Cave Temple and Secret Lake
On our way back we turned around 3 or 4 times to try to find the right street to Phnom Sor Sear, a cave temple in the middle of one of the mountains. I wish I had taken a picture of the street we finally turned onto because it was really hard to find. A lot of the streets are marked with large archways but no actual signs so after a lot of guessing, we finally made it there. The cave wasn’t incredibly impressive especially after seeing so many of the caves in Malaysia but it was nice. Two teenage boys stand towards the entrance of the cave and will show you around and tell you some history for a few dollars. They didn’t do much to earn the money, but it wasn’t much anyways.
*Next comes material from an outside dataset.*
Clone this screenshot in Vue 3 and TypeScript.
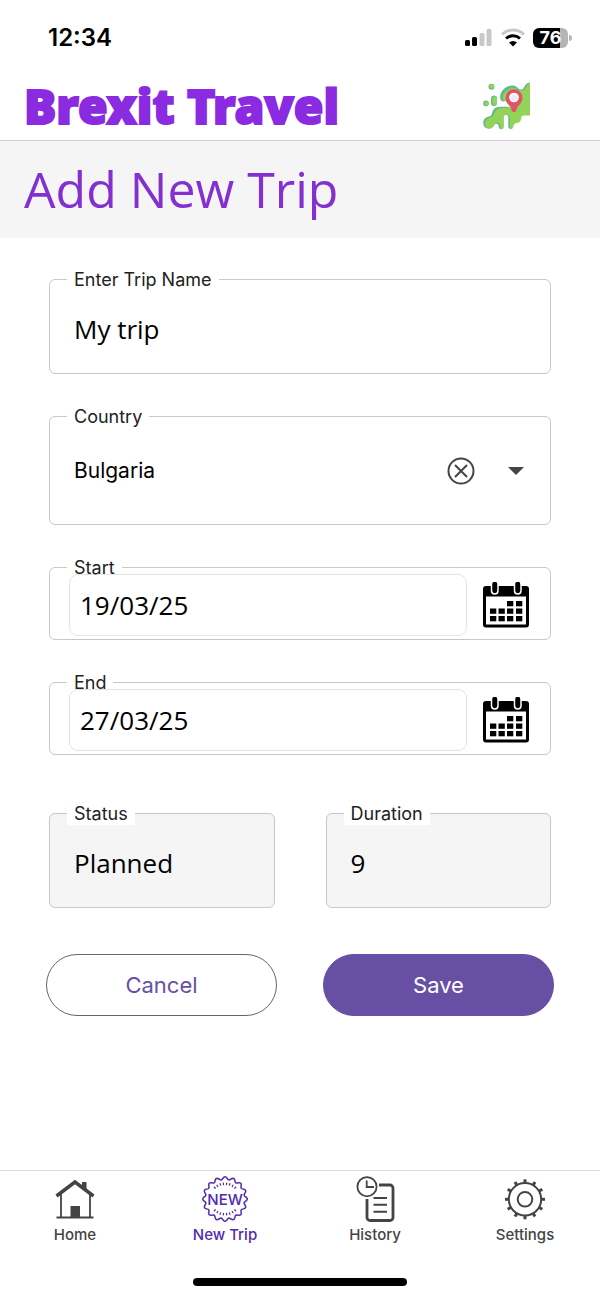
<script setup lang="ts">
import { computed, ref } from 'vue'

type TabId = 'home' | 'new' | 'history' | 'settings'

const tripName = ref('My trip')
const country = ref('Bulgaria')
const countries = ['Bulgaria']
const countrySelect = ref<HTMLSelectElement | null>(null)
const dates = ref([
  { id: 'start', label: 'Start', value: '19/03/25' },
  { id: 'end', label: 'End', value: '27/03/25' },
])
const status = ref('Planned')

const toDay = (text: string): number => {
  const [day, month, year] = text.split('/').map(Number)
  return Date.UTC(2000 + year, month - 1, day) / 86400000
}
const duration = computed(() => {
  const days = toDay(dates.value[1].value) - toDay(dates.value[0].value) + 1
  return Number.isFinite(days) ? String(days) : ''
})

const tabs: { id: TabId; label: string }[] = [
  { id: 'home', label: 'Home' },
  { id: 'new', label: 'New Trip' },
  { id: 'history', label: 'History' },
  { id: 'settings', label: 'Settings' },
]
const active = ref<TabId>('new')

const calendarCells = [
  [24, 19], [33, 19],
  [7, 26.5], [15.5, 26.5], [24, 26.5], [33, 26.5],
  [7, 34], [15.5, 34], [24, 34], [33, 34],
]

// Scalloped outline of the badge
const badgePath = Array.from({ length: 193 }, (_, i) => {
  const angle = (i / 192) * Math.PI * 2
  const r = 20.9 + 1.4 * Math.cos(16 * angle)
  const x = 23 + r * Math.sin(angle)
  const y = 23 - r * Math.cos(angle)
  return `${i ? 'L' : 'M'}${x.toFixed(2)} ${y.toFixed(2)}`
}).join('')
const badgeRays = [-42, -30, -18, -6, 6, 18, 30, 42].flatMap((a) => [a, a + 180])
const gearTeeth = Array.from({ length: 12 }, (_, i) => i * 30)

const openCountries = () => countrySelect.value?.showPicker()
</script>

<template>
  <div class="page">
    <div class="status-bar">
      <span class="time">12:34</span>
      <div class="indicators">
        <svg class="signal" viewBox="0 0 28 20" aria-hidden="true">
          <rect x="0" y="12" width="5" height="6" rx="1.5" />
          <rect x="7" y="9" width="5" height="9" rx="1.5" />
          <rect x="14.5" y="5" width="5" height="13" rx="1.5" fill="#c8c8c8" />
          <rect x="21.5" y="1" width="5" height="17" rx="1.5" fill="#c8c8c8" />
        </svg>
        <svg class="wifi" viewBox="0 0 24 20" aria-hidden="true">
          <path d="M1 6.500a15.500 15.500 0 0 1 22 0" fill="none" stroke="#c8c8c8" stroke-width="3" />
          <path d="M5 10.500a10.500 10.500 0 0 1 14 0" fill="none" stroke="#000" stroke-width="3" />
          <path d="M8 14.500a6 6 0 0 1 8 0l-4 4z" />
        </svg>
        <div class="battery"><span class="battery-level">76</span></div>
      </div>
    </div>

    <header class="brand">
      <span class="brand-name">Brexit Travel</span>
      <svg class="brand-map" viewBox="0 0 48 48" aria-hidden="true">
        <g fill="#62b98a">
          <circle cx="8.5" cy="4.700" r="3" />
          <circle cx="3" cy="21.400" r="2.800" />
          <rect x="8" y="13.500" width="6" height="10.500" rx="3" />
          <path d="M20 19.500c-3.500-1-3.500-6-1.500-9.500C21 5.500 27 2.500 32 4c3 1 3.500 4 7 3.500C42 7 40.500 1.500 47 .5V20H25z" />
          <path d="M.3 41c0-4 2.700-6 5.700-6.500 4-.5 2-4 5-7.500 2-2 6-2.500 14-2.500L36 36l-6.500 8c0 4-4.200 4-4.200 0V35c0-3-5-3-5 0v9.500c0 3.500-4.500 3.500-4.500 0 0-3.500-4-3.500-5-1C9 48 .3 48 .3 41z" />
        </g>
        <path fill="#93d35a" d="M22 19.500c-3-1-2.500-5.500-.5-8.500C24 7 29 5 33 6.500c2.500 1 5 3.500 8 1.500 3-2 2-6 6-7V33.500h-6.500c-3.500.5-1.500 4-3.500 6-2.500 2.500-6 1-6.500 4-.5 4.500-3.500 4.500-3.700.5V35c0-3.500-6-3.500-6 0v9.500c0 3.500-3.300 3.500-3.300 0 0-2.500-1.500-4-3.500-4-3.500 0-2 6-7.500 6C.5 46.500.500 38 6 36c6-1 4-5 7-8 3-2.500 6-2 12-2.500l2-3z" />
        <path fill="#fff" d="M19.500 20.500L27 17l2 7.500H19z" />
        <circle cx="9" cy="4.500" r="2.200" fill="#93d35a" />
        <circle cx="3.500" cy="21.500" r="2" fill="#93d35a" />
        <rect x="9.500" y="14.500" width="4.500" height="8.500" rx="2.200" fill="#93d35a" />
        <path fill="#df5663" d="M31 30c-1.800 0-2.700-1-2.700-3 0-3-5.800-5-5.800-11.300a8.500 8.500 0 0 1 17 0C39.500 22 33.700 24 33.700 27c0 2-.9 3-2.700 3z" />
        <circle cx="31" cy="15.500" r="4.800" fill="#fff" />
        <circle cx="31.300" cy="15.800" r="3.300" fill="#f1eaf7" />
      </svg>
    </header>

    <div class="title-bar"><h1>Add New Trip</h1></div>

    <form class="form" @submit.prevent>
      <div class="field">
        <label for="trip-name">Enter Trip Name</label>
        <input id="trip-name" v-model="tripName" type="text" />
      </div>

      <div class="field country">
        <label for="country">Country</label>
        <select id="country" ref="countrySelect" v-model="country">
          <option v-for="name in countries" :key="name" :value="name">{{ name }}</option>
        </select>
        <button class="icon-button" type="button" aria-label="Clear country" @click="country = ''">
          <svg class="clear-icon" viewBox="0 0 28 28" aria-hidden="true">
            <circle cx="14" cy="14" r="12.500" />
            <path d="M8 8l12 12M20 8L8 20" />
          </svg>
        </button>
        <button class="icon-button" type="button" aria-label="Show countries" @click="openCountries">
          <svg class="arrow-icon" viewBox="0 0 16 8" aria-hidden="true"><path d="M0 0h16L8 8z" /></svg>
        </button>
      </div>

      <div v-for="date in dates" :key="date.id" class="field date">
        <label :for="date.id">{{ date.label }}</label>
        <input :id="date.id" v-model="date.value" type="text" />
        <button class="icon-button" type="button" :aria-label="`Pick ${date.label} date`">
          <svg class="calendar-icon" viewBox="0 0 46 46" aria-hidden="true">
            <rect x="0" y="4" width="46" height="41.500" rx="3" />
            <rect x="3" y="14.500" width="40" height="28" fill="#fff" />
            <rect v-for="x in [8.500, 31.500]" :key="x" :x="x" y="-1" width="6.500" height="13" rx="3.200" stroke="#fff" stroke-width="1.500" />
            <rect v-for="cell in calendarCells" :key="cell.join()" :x="cell[0]" :y="cell[1]" width="6.300" height="5.300" />
          </svg>
        </button>
      </div>

      <div class="pair summary">
        <div class="field readonly">
          <label for="status">Status</label>
          <input id="status" :value="status" type="text" readonly />
        </div>
        <div class="field readonly">
          <label for="duration">Duration</label>
          <input id="duration" :value="duration" type="text" readonly />
        </div>
      </div>

      <div class="pair actions">
        <button class="action" type="button">Cancel</button>
        <button class="action primary" type="submit">Save</button>
      </div>
    </form>

    <nav class="tabs">
      <button
        v-for="tab in tabs"
        :key="tab.id"
        class="tab"
        :class="{ active: active === tab.id }"
        type="button"
        @click="active = tab.id"
      >
        <svg viewBox="0 0 46 46" aria-hidden="true">
          <g v-if="tab.id === 'home'">
            <path d="M31 13V7h2.500v8" stroke-width="2" fill="currentColor" />
            <path d="M4.500 20L23 6l18.500 14" stroke-width="3.500" />
            <path d="M9 18v23.500M38 18v23.500M4.500 41.500h37" stroke-width="1.800" />
            <rect x="18.500" y="30" width="9.500" height="11" fill="currentColor" stroke="none" />
          </g>
          <g v-else-if="tab.id === 'new'">
            <path :d="badgePath" stroke-width="1.500" />
            <path
              v-for="ray in badgeRays"
              :key="ray"
              d="M23 6.500v2.500"
              stroke-width="1.200"
              :transform="`rotate(${ray} 23 23)`"
            />
            <text class="badge-text" x="23" y="29" text-anchor="middle">NEW</text>
          </g>
          <g v-else-if="tab.id === 'history'">
            <circle cx="15" cy="10.700" r="9.600" stroke-width="1.800" />
            <path d="M14.700 4.500V11H22" stroke-width="1.800" />
            <path d="M15 23v18.500a3 3 0 0 0 3 3h20a3 3 0 0 0 3-3V12a3 3 0 0 0-3-3H27" stroke-width="2.800" />
            <path d="M21.500 22H35M21.500 28.700H35M21.500 35.700H35" stroke-width="2" />
          </g>
          <g v-else>
            <circle cx="23" cy="23.300" r="16.200" stroke-width="2" />
            <circle cx="23" cy="23.300" r="7.300" stroke-width="2" />
            <path
              v-for="tooth in gearTeeth"
              :key="tooth"
              d="M23 3.300v4"
              stroke-width="3"
              :transform="`rotate(${tooth} 23 23.300)`"
            />
          </g>
        </svg>
        <span>{{ tab.label }}</span>
      </button>
    </nav>
    <div class="home-indicator"></div>
  </div>
</template>

<style>
body {
  margin: 0;
  background: #fff;
}
</style>

<style scoped>
.page {
  display: flex;
  flex-direction: column;
  min-height: 100vh;
  box-sizing: border-box;
  background: #fff;
  color: #000;
  font-family: Inter, "Liberation Sans", sans-serif;
}

button,
input,
select {
  font: inherit;
  color: inherit;
  margin: 0;
  padding: 0;
  border: 0;
  background: none;
}

.status-bar {
  display: flex;
  align-items: center;
  justify-content: space-between;
  height: 76px;
  padding: 0 32px 0 48px;
}

.time {
  font-size: 24px;
  font-weight: 600;
  line-height: 28px;
}

.indicators {
  display: flex;
  align-items: center;
  gap: 8px;
}

.signal {
  width: 28px;
  height: 20px;
}

.wifi {
  width: 24px;
  height: 20px;
}

.battery {
  position: relative;
  width: 35px;
  height: 20px;
  border-radius: 6px;
  background: linear-gradient(to right, #000 76%, #b5b5b5 76%);
  text-align: center;
}

.battery::after {
  content: "";
  position: absolute;
  top: 7px;
  right: -4px;
  width: 3px;
  height: 6px;
  border-radius: 0 3px 3px 0;
  background: #b5b5b5;
}

.battery-level {
  color: #fff;
  font-size: 18px;
  font-weight: 700;
  line-height: 20px;
}

.brand {
  display: flex;
  align-items: center;
  justify-content: space-between;
  height: 60px;
  padding: 0 69px 4px 24px;
  border-bottom: 1px solid #cfcfcf;
}

.brand-name {
  color: #8a2be2;
  font-family: "Noto Sans", sans-serif;
  font-size: 48px;
  font-weight: 900;
  line-height: 56px;
  -webkit-text-stroke: 2px #8a2be2;
}

.brand-map {
  width: 48px;
  height: 48px;
}

.title-bar {
  padding: 16px 24px 17px;
  background: #f5f5f5;
}

h1 {
  margin: 0;
  color: #8430d0;
  font-family: "Open Sans", "Noto Sans", sans-serif;
  font-size: 50px;
  font-weight: 400;
  line-height: 64px;
}

.form {
  display: flex;
  flex: 1;
  flex-direction: column;
  gap: 42px;
  padding: 41px 49px;
}

.field {
  position: relative;
  display: flex;
  align-items: center;
  min-width: 0;
  height: 95px;
  box-sizing: border-box;
  padding: 4px 24px 0;
  border: 1px solid #c8c8c8;
  border-radius: 6px;
}

.field label {
  position: absolute;
  top: -11px;
  left: 17px;
  padding: 0 7px;
  background: #fff;
  color: #222;
  font-size: 18px;
  line-height: 22px;
}

.field input {
  flex: 1;
  width: 100%;
  min-width: 0;
  font-family: "Open Sans", "Noto Sans", sans-serif;
  font-size: 26px;
  line-height: 36px;
}

.country {
  height: 109px;
  padding: 0 26px 0 24px;
  gap: 33px;
}

.country select {
  flex: 1;
  min-width: 0;
  appearance: none;
  font-size: 21px;
  line-height: 32px;
}

.icon-button {
  display: flex;
  cursor: pointer;
}

.clear-icon {
  width: 28px;
  height: 28px;
  fill: none;
  stroke: #444;
  stroke-width: 2;
}

.arrow-icon {
  width: 16px;
  height: 8px;
  fill: #444;
}

.date {
  height: 73px;
  padding: 2px 21px 0 19px;
  gap: 16px;
}

.date label {
  top: -6px;
  line-height: 12px;
}

.date input {
  height: 62px;
  box-sizing: border-box;
  padding: 0 10px;
  border: 1px solid #e4e4e4;
  border-radius: 9px;
}

.calendar-icon {
  width: 46px;
  height: 46px;
}

.pair {
  display: grid;
  grid-template-columns: 1fr 1fr;
}

.summary {
  gap: 51px;
  margin-top: 16px;
}

.readonly {
  background: #f5f5f5;
}

.actions {
  gap: 46px;
  margin: 4px -3px 0;
}

.action {
  height: 62px;
  border: 1px solid #666;
  border-radius: 31px;
  color: #6750a4;
  font-size: 22px;
  line-height: 32px;
  cursor: pointer;
}

.action.primary {
  border-color: #6750a4;
  background: #6750a4;
  color: #fff;
}

.tabs {
  display: flex;
  border-top: 1px solid #dcdcdc;
}

.tab {
  display: flex;
  flex: 1;
  flex-direction: column;
  align-items: center;
  gap: 1px;
  padding: 5px 0 0;
  color: #444;
  font-size: 15px;
  font-weight: 500;
  line-height: 24px;
  cursor: pointer;
}

.tab svg {
  width: 46px;
  height: 46px;
  fill: none;
  stroke: currentColor;
}

.tab.active {
  color: #4f2bb0;
}

.badge-text {
  fill: currentColor;
  stroke: none;
  font-size: 15px;
  font-weight: 500;
}

.home-indicator {
  align-self: center;
  width: 214px;
  height: 8px;
  margin: 31px 0 12px;
  border-radius: 4px;
  background: #000;
}
</style>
After we left the cave we headed toward Secret Lake. To be honest I was expecting an extremely small lake but as we got closer I was incredibly impressed, it was huge, and there wasn’t another person in sight. Standing near it was so quiet and peaceful.
After the lake we headed back towards Kampot, back to our hotel. We took a brief detour to the lotus pond (I can’t remember if this was intentionally or if we missed a turn!). After showering all of the dust and dirt off us from the day we grabbed dinner in the very small city center and turned in for the night. After our quick getaway out of the city we headed back to Phnom Penh the following morning.
We stayed at Natural Bungalows, for about $25 a night. I highly recommend it.
We rented the bikes from the Daily Meat on Street 72A, its just a random store, it has a bunch of eggs and fruit in the front. Bikes were $5 a day.
Move to Cambodia’s post about getting to Kampot can tell you about all the different ways to get down there. If you’re taking a bus I recommend booking a day in advance.